§ Front-end source files
★ ★ ★ ★
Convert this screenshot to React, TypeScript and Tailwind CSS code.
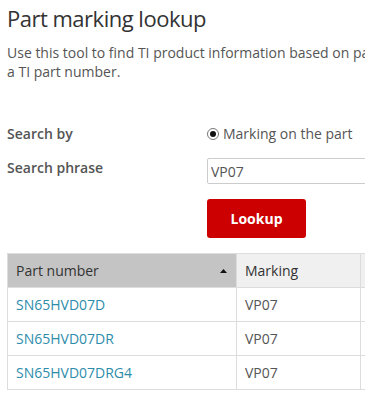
import { useState } from "react";

const rows = [
  { part: "SN65HVD07D", marking: "VP07" },
  { part: "SN65HVD07DR", marking: "VP07" },
  { part: "SN65HVD07DRG4", marking: "VP07" },
];

function SortArrow() {
  return (
    <svg width="7" height="4" viewBox="0 0 7 4" className="shrink-0">
      <path d="M3.5 0 L7 4 L0 4 Z" fill="#111" />
    </svg>
  );
}

export default function App() {
  const [phrase, setPhrase] = useState("VP07");

  return (
    <div className="h-[398px] w-[365px] overflow-hidden bg-white pl-[7px] pt-[2px] font-['Open_Sans',sans-serif] text-[#555]">
      <h1 className="text-[22px] leading-8 font-medium tracking-[-0.5px] text-[#333]">
        Part marking lookup
      </h1>
      <p className="mt-[9px] w-[420px] text-[14px] leading-[19px]">
        <span className="whitespace-nowrap">
          Use this tool to find TI product information based on part marking or
        </span>
        <br />a TI part number.
      </p>

      <div className="mt-[43px] grid grid-cols-[200px_1fr] text-[14px] leading-5">
        <div className="font-semibold">Search by</div>
        <label className="flex items-center gap-[4px] whitespace-nowrap">
          <span className="flex h-[12px] w-[12px] items-center justify-center rounded-full border border-[#777] bg-white">
            <span className="h-[6px] w-[6px] rounded-full bg-[#111]" />
          </span>
          Marking on the part
        </label>

        <div className="mt-[14px] font-semibold">Search phrase</div>
        <div className="mt-[14px]">
          <input
            value={phrase}
            onChange={(e) => setPhrase(e.target.value)}
            className="h-[26px] w-[200px] rounded-[2px] border border-[#ccc] px-[3px] text-[14px] text-[#555] outline-none"
          />
          <button
            type="button"
            className="mt-[15px] block h-[39px] w-[99px] rounded-[3px] bg-[#cc0000] text-[14px] font-bold text-white"
          >
            Lookup
          </button>
        </div>
      </div>

      <table className="mt-[15px] w-[440px] table-fixed border-collapse text-[14px] leading-5">
        <colgroup>
          <col className="w-[229px]" />
          <col className="w-[124px]" />
          <col />
        </colgroup>
        <thead>
          <tr className="h-[34px]">
            <th className="border border-[#ddd] bg-[#c4c4c4] px-2 text-left font-normal text-[#333]">
              <div className="flex items-center justify-between pr-[1px]">
                Part number
                <SortArrow />
              </div>
            </th>
            <th className="border border-[#ddd] bg-[#f0f0f0] px-2 text-left font-normal text-[#333]">
              Marking
            </th>
            <th className="border border-[#ddd] bg-[#f0f0f0]" />
          </tr>
        </thead>
        <tbody>
          {rows.map((r) => (
            <tr key={r.part} className="h-[34px]">
              <td className="border border-[#ddd] px-2">
                <a href="#" className="text-[#2e8cab]">
                  {r.part}
                </a>
              </td>
              <td className="border border-[#ddd] px-2">{r.marking}</td>
              <td className="border border-[#ddd]" />
            </tr>
          ))}
        </tbody>
      </table>
    </div>
  );
}
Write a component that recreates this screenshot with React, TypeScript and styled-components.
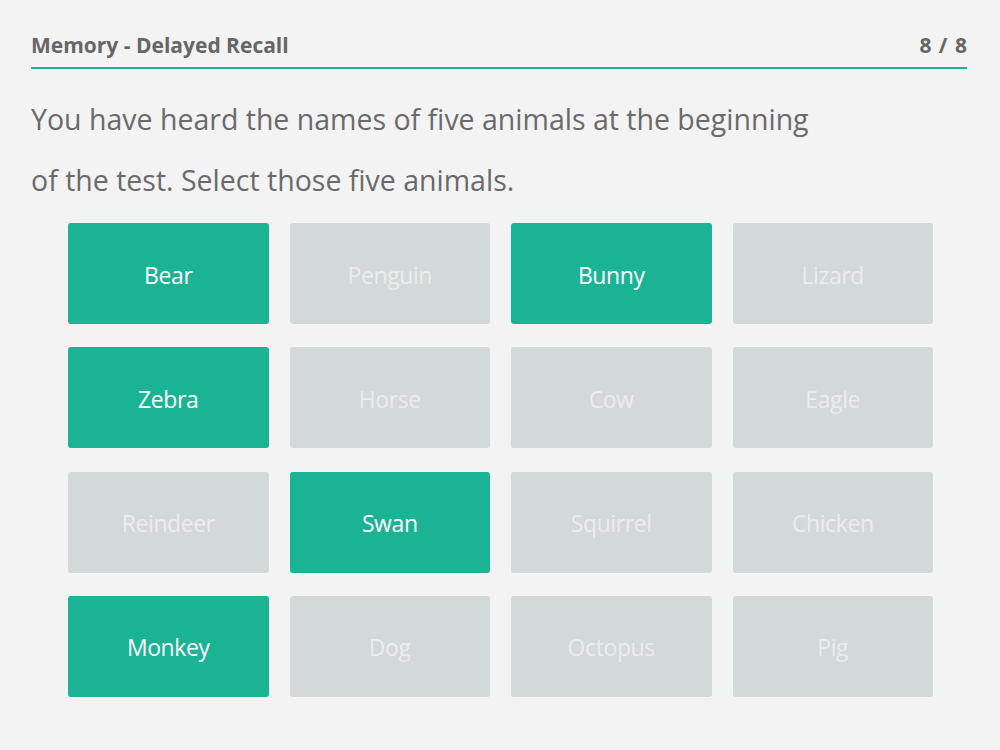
import React from "react";
import styled, { createGlobalStyle } from "styled-components";

const GlobalStyle = createGlobalStyle`
  html, body {
    margin: 0;
    padding: 0;
    background: #f3f3f3;
  }
  body {
    font-family: "Open Sans", "Noto Sans", sans-serif;
  }
`;

const Page = styled.div`
  width: 1000px;
  height: 750px;
  box-sizing: border-box;
  padding: 0 33px 0 31px;
  background: #f3f3f3;
`;

const Header = styled.header`
  display: flex;
  justify-content: space-between;
  align-items: center;
  height: 69px;
  padding-top: 23px;
  box-sizing: border-box;
  border-bottom: 2px solid #1ab394;
  font-size: 21px;
  font-weight: 700;
  color: #666666;
`;

const Title = styled.span``;

const Counter = styled.span`
  word-spacing: 2px;
`;

const Question = styled.p`
  margin: 20px 0 0;
  font-size: 28.5px;
  line-height: 61px;
  color: #6a6a6a;
  font-weight: 400;
`;

const Grid = styled.div`
  display: grid;
  grid-template-columns: repeat(4, 1fr);
  grid-auto-rows: 101px;
  column-gap: 21px;
  row-gap: 23.33px;
  width: 865px;
  margin: 12px 0 0 37px;
`;

const Card = styled.button<{ $selected: boolean }>`
  display: flex;
  align-items: center;
  justify-content: center;
  border: none;
  border-radius: 3px;
  padding: 2px 0 0;
  font-family: inherit;
  font-size: 23px;
  letter-spacing: -0.4px;
  font-weight: 400;
  background: ${(p) => (p.$selected ? "#1ab394" : "#d2d9d8")};
  color: ${(p) => (p.$selected ? "#ffffff" : "#eaeeee")};
  cursor: pointer;
`;

const animals: { name: string; selected: boolean }[] = [
  { name: "Bear", selected: true },
  { name: "Penguin", selected: false },
  { name: "Bunny", selected: true },
  { name: "Lizard", selected: false },
  { name: "Zebra", selected: true },
  { name: "Horse", selected: false },
  { name: "Cow", selected: false },
  { name: "Eagle", selected: false },
  { name: "Reindeer", selected: false },
  { name: "Swan", selected: true },
  { name: "Squirrel", selected: false },
  { name: "Chicken", selected: false },
  { name: "Monkey", selected: true },
  { name: "Dog", selected: false },
  { name: "Octopus", selected: false },
  { name: "Pig", selected: false },
];

export default function App() {
  return (
    <>
      <GlobalStyle />
      <Page>
        <Header>
          <Title>Memory - Delayed Recall</Title>
          <Counter>8 / 8</Counter>
        </Header>
        <Question>
          You have heard the names of five animals at the beginning
          <br />
          of the test. Select those five animals.
        </Question>
        <Grid>
          {animals.map((a) => (
            <Card key={a.name} $selected={a.selected}>
              {a.name}
            </Card>
          ))}
        </Grid>
      </Page>
    </>
  );
}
★ ★ ★ ★
§ WHAT IS REQUIRED
Write every entry out again exactly, dropping the pictures.

§ OUTPUT FOR THIS TASK
Convert this screenshot to React, TypeScript and Tailwind CSS code.
import { useState } from "react";

const rows = [
  { part: "SN65HVD07D", marking: "VP07" },
  { part: "SN65HVD07DR", marking: "VP07" },
  { part: "SN65HVD07DRG4", marking: "VP07" },
];

function SortArrow() {
  return (
    <svg width="7" height="4" viewBox="0 0 7 4" className="shrink-0">
      <path d="M3.5 0 L7 4 L0 4 Z" fill="#111" />
    </svg>
  );
}

export default function App() {
  const [phrase, setPhrase] = useState("VP07");

  return (
    <div className="h-[398px] w-[365px] overflow-hidden bg-white pl-[7px] pt-[2px] font-['Open_Sans',sans-serif] text-[#555]">
      <h1 className="text-[22px] leading-8 font-medium tracking-[-0.5px] text-[#333]">
        Part marking lookup
      </h1>
      <p className="mt-[9px] w-[420px] text-[14px] leading-[19px]">
        <span className="whitespace-nowrap">
          Use this tool to find TI product information based on part marking or
        </span>
        <br />a TI part number.
      </p>

      <div className="mt-[43px] grid grid-cols-[200px_1fr] text-[14px] leading-5">
        <div className="font-semibold">Search by</div>
        <label className="flex items-center gap-[4px] whitespace-nowrap">
          <span className="flex h-[12px] w-[12px] items-center justify-center rounded-full border border-[#777] bg-white">
            <span className="h-[6px] w-[6px] rounded-full bg-[#111]" />
          </span>
          Marking on the part
        </label>

        <div className="mt-[14px] font-semibold">Search phrase</div>
        <div className="mt-[14px]">
          <input
            value={phrase}
            onChange={(e) => setPhrase(e.target.value)}
            className="h-[26px] w-[200px] rounded-[2px] border border-[#ccc] px-[3px] text-[14px] text-[#555] outline-none"
          />
          <button
            type="button"
            className="mt-[15px] block h-[39px] w-[99px] rounded-[3px] bg-[#cc0000] text-[14px] font-bold text-white"
          >
            Lookup
          </button>
        </div>
      </div>

      <table className="mt-[15px] w-[440px] table-fixed border-collapse text-[14px] leading-5">
        <colgroup>
          <col className="w-[229px]" />
          <col className="w-[124px]" />
          <col />
        </colgroup>
        <thead>
          <tr className="h-[34px]">
            <th className="border border-[#ddd] bg-[#c4c4c4] px-2 text-left font-normal text-[#333]">
              <div className="flex items-center justify-between pr-[1px]">
                Part number
                <SortArrow />
              </div>
            </th>
            <th className="border border-[#ddd] bg-[#f0f0f0] px-2 text-left font-normal text-[#333]">
              Marking
            </th>
            <th className="border border-[#ddd] bg-[#f0f0f0]" />
          </tr>
        </thead>
        <tbody>
          {rows.map((r) => (
            <tr key={r.part} className="h-[34px]">
              <td className="border border-[#ddd] px-2">
                <a href="#" className="text-[#2e8cab]">
                  {r.part}
                </a>
              </td>
              <td className="border border-[#ddd] px-2">{r.marking}</td>
              <td className="border border-[#ddd]" />
            </tr>
          ))}
        </tbody>
      </table>
    </div>
  );
}
Write a component that recreates this screenshot with React, TypeScript and styled-components.
import React from "react";
import styled, { createGlobalStyle } from "styled-components";

const GlobalStyle = createGlobalStyle`
  html, body {
    margin: 0;
    padding: 0;
    background: #f3f3f3;
  }
  body {
    font-family: "Open Sans", "Noto Sans", sans-serif;
  }
`;

const Page = styled.div`
  width: 1000px;
  height: 750px;
  box-sizing: border-box;
  padding: 0 33px 0 31px;
  background: #f3f3f3;
`;

const Header = styled.header`
  display: flex;
  justify-content: space-between;
  align-items: center;
  height: 69px;
  padding-top: 23px;
  box-sizing: border-box;
  border-bottom: 2px solid #1ab394;
  font-size: 21px;
  font-weight: 700;
  color: #666666;
`;

const Title = styled.span``;

const Counter = styled.span`
  word-spacing: 2px;
`;

const Question = styled.p`
  margin: 20px 0 0;
  font-size: 28.5px;
  line-height: 61px;
  color: #6a6a6a;
  font-weight: 400;
`;

const Grid = styled.div`
  display: grid;
  grid-template-columns: repeat(4, 1fr);
  grid-auto-rows: 101px;
  column-gap: 21px;
  row-gap: 23.33px;
  width: 865px;
  margin: 12px 0 0 37px;
`;

const Card = styled.button<{ $selected: boolean }>`
  display: flex;
  align-items: center;
  justify-content: center;
  border: none;
  border-radius: 3px;
  padding: 2px 0 0;
  font-family: inherit;
  font-size: 23px;
  letter-spacing: -0.4px;
  font-weight: 400;
  background: ${(p) => (p.$selected ? "#1ab394" : "#d2d9d8")};
  color: ${(p) => (p.$selected ? "#ffffff" : "#eaeeee")};
  cursor: pointer;
`;

const animals: { name: string; selected: boolean }[] = [
  { name: "Bear", selected: true },
  { name: "Penguin", selected: false },
  { name: "Bunny", selected: true },
  { name: "Lizard", selected: false },
  { name: "Zebra", selected: true },
  { name: "Horse", selected: false },
  { name: "Cow", selected: false },
  { name: "Eagle", selected: false },
  { name: "Reindeer", selected: false },
  { name: "Swan", selected: true },
  { name: "Squirrel", selected: false },
  { name: "Chicken", selected: false },
  { name: "Monkey", selected: true },
  { name: "Dog", selected: false },
  { name: "Octopus", selected: false },
  { name: "Pig", selected: false },
];

export default function App() {
  return (
    <>
      <GlobalStyle />
      <Page>
        <Header>
          <Title>Memory - Delayed Recall</Title>
          <Counter>8 / 8</Counter>
        </Header>
        <Question>
          You have heard the names of five animals at the beginning
          <br />
          of the test. Select those five animals.
        </Question>
        <Grid>
          {animals.map((a) => (
            <Card key={a.name} $selected={a.selected}>
              {a.name}
            </Card>
          ))}
        </Grid>
      </Page>
    </>
  );
}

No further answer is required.